Halloween 5 The Revenge of Michael Myers (1989) Trailer
So, it’s been a year since Michael Myers fell down a…well? in a cemetery after being shot dozens of times by the police of Haddonfield. He recovers at the hand of some forested bum whom he murders a year later because…Michael Myers, I guess. Anyway, Jamie (Danielle Harris) has become a mute after the events of the previous film, staying at the Haddonfield Children’s Clinic and overseen by Dr. Loomis (Donald Pleasance) and visited frequently by her foster (well, they now say step) sister Rachel (Ellie Cornell). Everyone’s hoping that Jamie will get over her night terrors and start speaking soon, including Rachel’s friend Tina (Wendy Kaplan).

Now, this is where the weird combination of Halloween lore, Friday the 13th mimicry, and some kind of innate desire to maintain the original film’s sense of dread come clashing together in a horrible car crash of inanity. Michael sets out from his hideaway in the forest, heading straight for Rachel’s house. Why? Well, the subtitle of the film (which doesn’t actually appear in the film) says that this is Michael’s revenge. But he’s also got this thing from the previous film where he needs to kill his family members (it’s in both II and 4, for their own, separate reasons). He then spends the next very large bulk of the film pursuing Tina and her friends out of town, to a party at a farmhouse, even though none of these people were involved in the events of the previous film. So, he wants revenge on people who weren’t there, ignores the little girl who is his sister before getting super focused on her in the finale, and goes out of his way to murder people he’s never seen before. He’s more Jason than whatever Michael is supposed to be at this point, and I don’t think anyone knew.
So, the point of the slasher genre is creative and fun kills, and these are surprisingly tame. Stabs with scissors, an impalement with a pitchfork, and a swing of a scythe are pretty much it, and they’re mostly off-screen. Also, there are these long stretches in between the kills that aren’t built on tension but on following stupid characters for stupid reasons while Michael doesn’t act like Michael.
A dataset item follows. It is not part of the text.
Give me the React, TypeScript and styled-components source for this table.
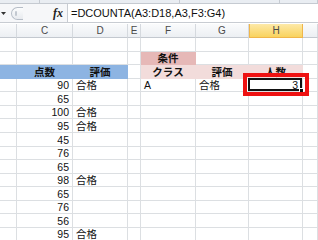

This is a franchise in desperate need of an identity. What started as something sort of original quickly fell behind the trends of the slasher genre and never caught up. There’s something more pure about how Friday the 13th and its mostly terrible sequels approach the material, having fewer pretensions about anything and never feeling like they are actively working against what came before, a trait that these Halloween sequels largely cannot match.
So, the finale ends at the Myers home, still abandoned and condemned decades after the original Myers murder of his sister, a dilapidated house in the middle of tony suburbia, and it’s built entirely on Loomis using Jamie as bait because he’s suddenly deeply invested in getting her after ignoring her for…the rest of the film. It also requires Loomis deciding that backup against Michael Myers is completely unnecessary for some reason, even though Loomis, every time he meets a cop, tells them that they’re not taking Michael seriously enough.

This is a script written by someone either kind of stupid or just at a loss for how to accomplish all of the competing ideas that the producers and studio are throwing in his direction.
If there’s one good thing in the film, it’s probably that the director, Dominique Othenin-Girard, provides a nice, naturalistic feel to the female relationships in the beginning mostly, it seems, by just letting Kaplan, in particular, be herself.
I mean, this isn’t the worst thing in the world. The kills have some very modest value. Kaplan is actually fun to watch, and most of the film hinges on her. It looks decent (TV movie from the 90s quality, to be honest). But, it makes no sense, it mostly just kind of dull, and further descends into this quagmire of dueling interests and influences. This is a franchise that has completely gone off the rails.